begin

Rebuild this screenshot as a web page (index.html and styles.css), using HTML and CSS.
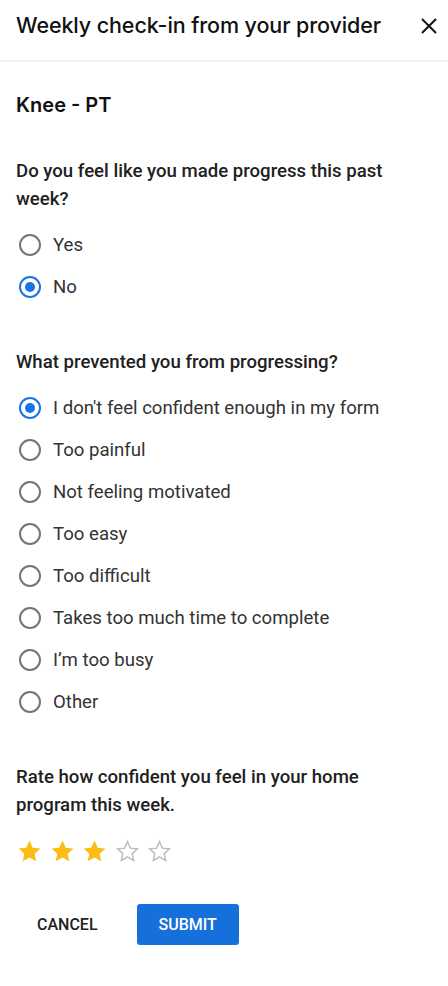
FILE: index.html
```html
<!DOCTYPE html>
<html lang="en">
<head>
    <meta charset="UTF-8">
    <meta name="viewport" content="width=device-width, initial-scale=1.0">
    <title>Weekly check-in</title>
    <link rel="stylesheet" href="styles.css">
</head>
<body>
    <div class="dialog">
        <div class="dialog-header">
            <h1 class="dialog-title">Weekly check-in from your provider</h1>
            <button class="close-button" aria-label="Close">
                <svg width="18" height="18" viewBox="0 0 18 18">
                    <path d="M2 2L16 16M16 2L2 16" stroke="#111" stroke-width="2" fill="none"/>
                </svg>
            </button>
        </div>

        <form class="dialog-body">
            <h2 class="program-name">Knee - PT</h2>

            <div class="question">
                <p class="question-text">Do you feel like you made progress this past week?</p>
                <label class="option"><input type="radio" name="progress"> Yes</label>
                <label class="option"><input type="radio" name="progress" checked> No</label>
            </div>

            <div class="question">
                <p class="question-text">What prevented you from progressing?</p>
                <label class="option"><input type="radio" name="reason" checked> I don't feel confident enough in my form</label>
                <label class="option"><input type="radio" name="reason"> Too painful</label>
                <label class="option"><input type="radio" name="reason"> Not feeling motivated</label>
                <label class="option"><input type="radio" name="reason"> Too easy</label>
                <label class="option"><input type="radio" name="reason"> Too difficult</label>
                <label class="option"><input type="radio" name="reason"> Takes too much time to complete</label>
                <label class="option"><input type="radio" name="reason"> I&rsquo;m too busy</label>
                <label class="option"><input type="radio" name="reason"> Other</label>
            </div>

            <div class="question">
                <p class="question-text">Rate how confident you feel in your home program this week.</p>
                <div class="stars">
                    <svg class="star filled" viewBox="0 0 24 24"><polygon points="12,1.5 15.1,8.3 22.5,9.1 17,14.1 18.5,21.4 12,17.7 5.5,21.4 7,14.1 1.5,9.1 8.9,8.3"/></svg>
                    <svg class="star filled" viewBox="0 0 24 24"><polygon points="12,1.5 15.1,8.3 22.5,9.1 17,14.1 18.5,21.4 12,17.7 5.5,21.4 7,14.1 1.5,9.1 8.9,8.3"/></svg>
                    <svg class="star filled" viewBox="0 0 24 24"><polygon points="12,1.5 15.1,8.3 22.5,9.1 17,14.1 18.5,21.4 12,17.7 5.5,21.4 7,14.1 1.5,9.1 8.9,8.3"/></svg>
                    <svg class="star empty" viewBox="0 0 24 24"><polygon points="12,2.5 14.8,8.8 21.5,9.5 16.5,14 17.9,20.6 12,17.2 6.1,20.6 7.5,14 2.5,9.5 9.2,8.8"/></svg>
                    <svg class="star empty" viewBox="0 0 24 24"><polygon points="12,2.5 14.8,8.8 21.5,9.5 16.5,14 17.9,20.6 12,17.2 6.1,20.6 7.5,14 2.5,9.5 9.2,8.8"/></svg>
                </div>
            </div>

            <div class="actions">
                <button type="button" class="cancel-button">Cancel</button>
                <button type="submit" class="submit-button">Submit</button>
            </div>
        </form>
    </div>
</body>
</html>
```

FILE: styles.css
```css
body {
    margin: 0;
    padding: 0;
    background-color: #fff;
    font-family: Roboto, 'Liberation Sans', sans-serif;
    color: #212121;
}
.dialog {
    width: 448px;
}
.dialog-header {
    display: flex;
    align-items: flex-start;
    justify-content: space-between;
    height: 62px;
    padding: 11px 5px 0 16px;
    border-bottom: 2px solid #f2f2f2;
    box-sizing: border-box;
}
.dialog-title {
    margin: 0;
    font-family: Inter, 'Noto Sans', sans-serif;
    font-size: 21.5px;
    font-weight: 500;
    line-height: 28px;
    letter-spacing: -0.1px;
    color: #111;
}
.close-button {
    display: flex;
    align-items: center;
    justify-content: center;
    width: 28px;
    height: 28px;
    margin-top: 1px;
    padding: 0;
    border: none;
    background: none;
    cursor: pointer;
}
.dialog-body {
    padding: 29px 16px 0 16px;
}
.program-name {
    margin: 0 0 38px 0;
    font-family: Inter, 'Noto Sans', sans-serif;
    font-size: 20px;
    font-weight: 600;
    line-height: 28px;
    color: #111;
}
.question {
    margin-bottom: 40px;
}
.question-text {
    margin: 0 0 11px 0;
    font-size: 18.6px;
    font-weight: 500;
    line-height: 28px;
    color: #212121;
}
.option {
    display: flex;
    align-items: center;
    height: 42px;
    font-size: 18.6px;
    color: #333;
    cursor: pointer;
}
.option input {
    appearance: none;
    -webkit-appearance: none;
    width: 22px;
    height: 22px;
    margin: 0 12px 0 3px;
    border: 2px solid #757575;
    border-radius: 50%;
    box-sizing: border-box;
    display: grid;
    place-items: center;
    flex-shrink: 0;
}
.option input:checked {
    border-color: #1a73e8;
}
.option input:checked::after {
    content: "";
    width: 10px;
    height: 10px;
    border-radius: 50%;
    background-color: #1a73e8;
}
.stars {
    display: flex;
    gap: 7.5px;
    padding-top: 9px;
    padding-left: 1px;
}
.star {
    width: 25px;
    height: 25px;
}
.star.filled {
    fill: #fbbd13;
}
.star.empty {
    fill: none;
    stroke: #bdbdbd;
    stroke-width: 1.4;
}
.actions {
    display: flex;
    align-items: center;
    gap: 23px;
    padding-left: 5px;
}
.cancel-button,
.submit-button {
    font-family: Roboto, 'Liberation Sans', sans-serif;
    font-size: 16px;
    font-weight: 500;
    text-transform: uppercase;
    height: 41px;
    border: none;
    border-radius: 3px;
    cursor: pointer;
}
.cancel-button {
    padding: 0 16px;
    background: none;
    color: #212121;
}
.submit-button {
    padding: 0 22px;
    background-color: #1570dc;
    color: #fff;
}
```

end

### REQUIRED TASK:
Copy out all lines above that include the string "styles".

### OUTPUT BELOW:
Rebuild this screenshot as a web page (index.html and styles.css), using HTML and CSS.
    <link rel="stylesheet" href="styles.css">
FILE: styles.css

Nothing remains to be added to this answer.